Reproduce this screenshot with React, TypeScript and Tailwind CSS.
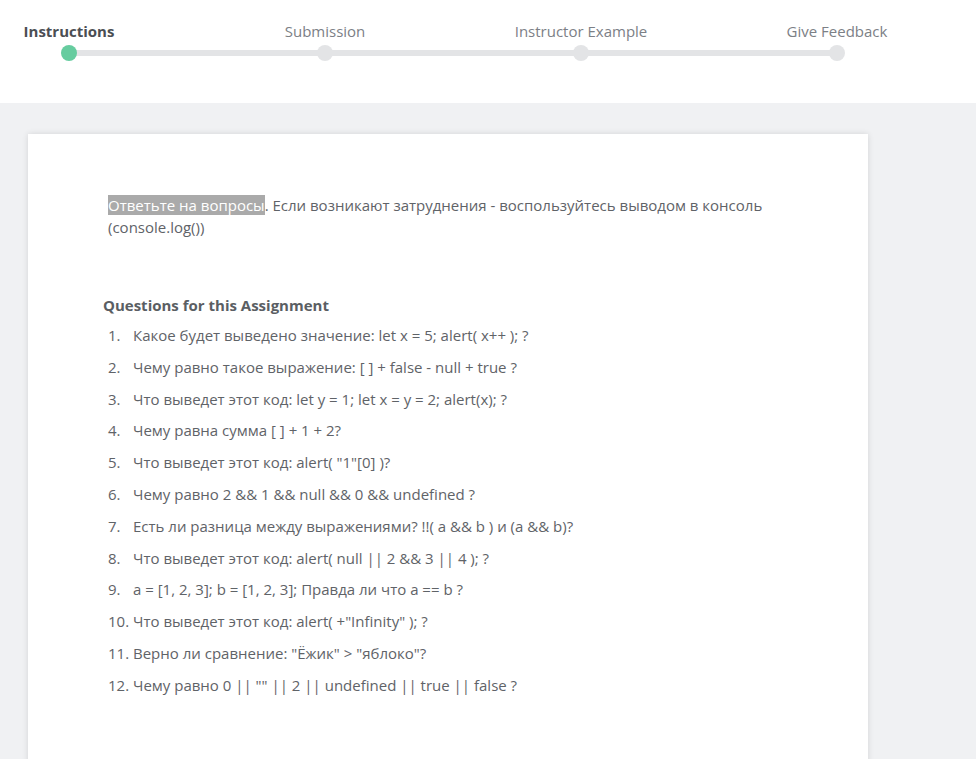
import React from 'react';

const steps = ['Instructions', 'Submission', 'Instructor Example', 'Give Feedback'];

const questions = [
  'Какое будет выведено значение: let x = 5; alert( x++ ); ?',
  'Чему равно такое выражение: [ ] + false - null + true ?',
  'Что выведет этот код: let y = 1; let x = y = 2; alert(x); ?',
  'Чему равна сумма [ ] + 1 + 2?',
  'Что выведет этот код: alert( "1"[0] )?',
  'Чему равно 2 && 1 && null && 0 && undefined ?',
  'Есть ли разница между выражениями? !!( a && b ) и (a && b)?',
  'Что выведет этот код: alert( null || 2 && 3 || 4 ); ?',
  'a = [1, 2, 3]; b = [1, 2, 3]; Правда ли что a == b ?',
  'Что выведет этот код: alert( +"Infinity" ); ?',
  'Верно ли сравнение: "Ёжик" > "яблоко"?',
  'Чему равно 0 || "" || 2 || undefined || true || false ?',
];

function Stepper() {
  return (
    <div className="relative h-[103px] bg-white">
      {/* track */}
      <div className="absolute left-[69px] top-[50px] h-[6px] w-[768px] bg-[#e3e4e6]" />
      <div className="relative flex gap-[116px] pt-[21px]">
        {steps.map((s, i) => (
          <div key={s} className="flex w-[140px] flex-col items-center first:ml-[-1px]">
            <span
              className={
                'text-[15px] leading-[20px] whitespace-nowrap ' +
                (i === 0 ? 'font-bold text-[#4b4e53]' : 'text-[#7c8086]')
              }
            >
              {s}
            </span>
            <span
              className={
                'mt-[4px] size-[16px] rounded-full ' + (i === 0 ? 'bg-[#66cc9f]' : 'bg-[#e3e4e6]')
              }
            />
          </div>
        ))}
      </div>
    </div>
  );
}

export default function App() {
  return (
    <div className="min-h-[759px] bg-[#f0f1f3] font-['Open_Sans',sans-serif] text-[#5f6368]">
      <Stepper />

      <div className="px-[28px] pt-[31px] pb-[20px]">
        <div className="w-[840px] bg-white pl-[80px] pr-[60px] pt-[60px] pb-[90px] shadow-[0_0_6px_rgba(0,0,0,0.12)]">
          <p className="text-[15px] leading-[22px]">
            <span className="bg-[#aaaaaa] text-white">Ответьте на вопросы</span>. Если возникают затруднения -
            воспользуйтесь выводом в консоль (console.log())
          </p>

          <h3 className="mt-[56px] -ml-[5px] text-[15px] font-bold leading-[22px] text-[#5a5e63]">
            Questions for this Assignment
          </h3>

          <ol className="mt-[8px] flex flex-col gap-[9.8px]">
            {questions.map((q, i) => (
              <li key={i} className="flex text-[15px] leading-[22px]">
                <span className="w-[25px] shrink-0">{i + 1}.</span>
                <span>{q}</span>
              </li>
            ))}
          </ol>
        </div>
      </div>
    </div>
  );
}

- - -

Exercise prompt
State how many lines of the listing above hold the word "React", with nothing but the number.

Written solution
2